How to Integrate Alan’s Speech-to-Text Engine into Doctor.ai
Improve Doctor.ai’s speech recognition with the highly accurate Alan AI
By Sixing Huang and Liang Li

For a voice chatbot, its ability to accurately capture the speaker’s utterances can make or break the user experience. An intelligent transcriber is always fun to talk to. And it is a productivity boost because speaking is about two to three times faster than typing.
In contrast, a choppy speech-to-text engine, such as the one from Chrome, can quickly frustrate users. In this case, the user will soon realize that the time spent in the correction is more than the time gained from the dictation. As a result, he will always type and not speak. And that defeats the whole purpose of a voice chatbot.
During the development of our medical chatbot Doctor.ai (1, 2, 3, 4, 5, and 6), we have noticed early on that the speech-to-text engine in Chrome is not great. It dropped and misinterpreted words. It formed incoherent sentences that make no sense. Its performance in medical conversations, which Doctor.ai needed the most, was abysmal.
We have been on the hunt for a better engine. This new engine should not only excel in normal conversations but also understand the common medical jargon, such as names of diseases, drugs, and pathogens. And our search has been rewarded with the Alan AI.
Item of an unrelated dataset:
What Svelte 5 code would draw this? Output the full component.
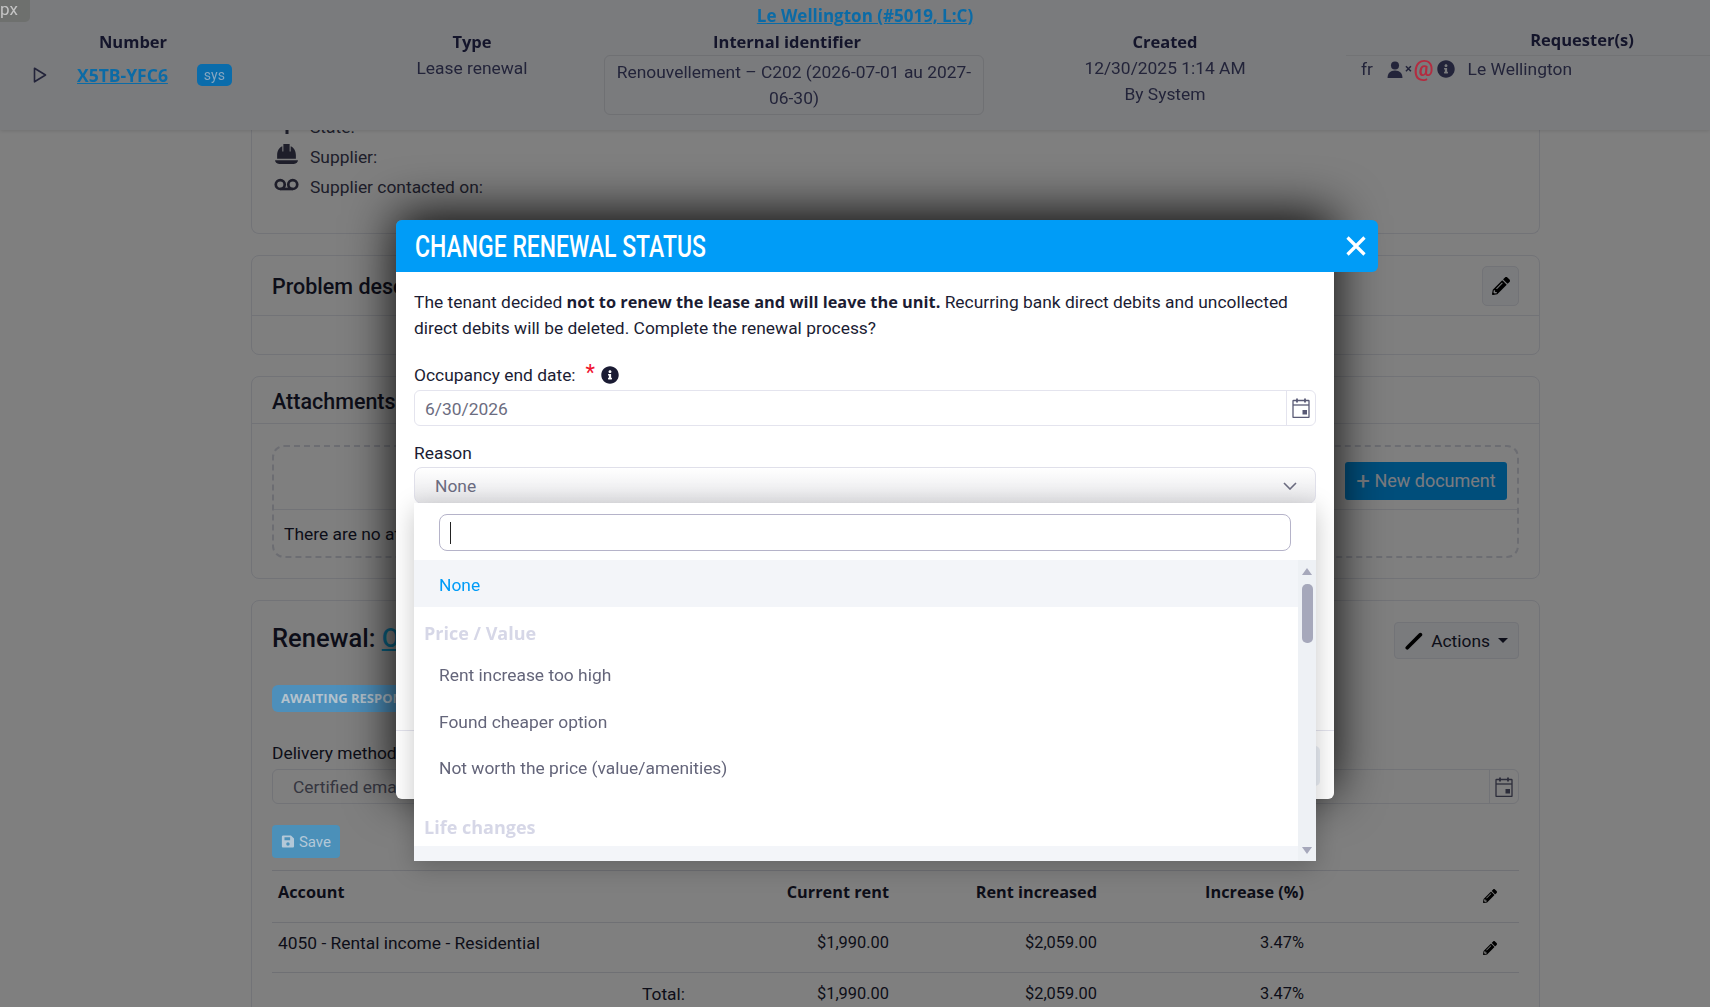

According to its website, Alan is a conversational voice AI platform. Its Spoken Language Understanding (SLU) is designed to process the error-prone output of Automatic Speech Recognition (ASR). And it has a so-called Domain Language Model to better recognize the specialized language, dynamically adapting to users’ conversational style.
We are impressed by Alan’s highly accurate voice capturing (Figure 1). It outperforms Chrome entirely in both normal and technical conversations. It sailed through many biomedical jargons such as “photosynthesis”, “frontal sinus”, “Doxepin” and “cowpox” (Figure 2). What amazes us the most is that, as you can see in Figure 1, even though Alan got some wrong words here and there, it was able to correct the mistakes and form coherent sentences in the end.

In this article, we are going to show you how to integrate the Alan button into Doctor.ai’s frontend to improve user experience (Figure 3). It understands English. If you have the Enterprise version of Alan, you can make a German version, too. The project does not cost money with Alan’s Developer Plan. The code for this project is hosted on the GitHub repository here.
1. Get Alan’s SDK key
Go to Alan’s website and sign up. And get the “Developer Plan” by following the instructions. This plan gives you over ten thousand free interactions in Alan. Once you are in the Alan Studio, click Create Voice Assistant and name it like doctorai_en.


Once inside the Studio, create an “Alan Integrations” Project. Delete all the original scripts on the left panel and create a new one. Copy and paste Code 1 into the content. This script captures the user’s speeches and silences Alan’s voice responses. Finally, click the </> Integrations button.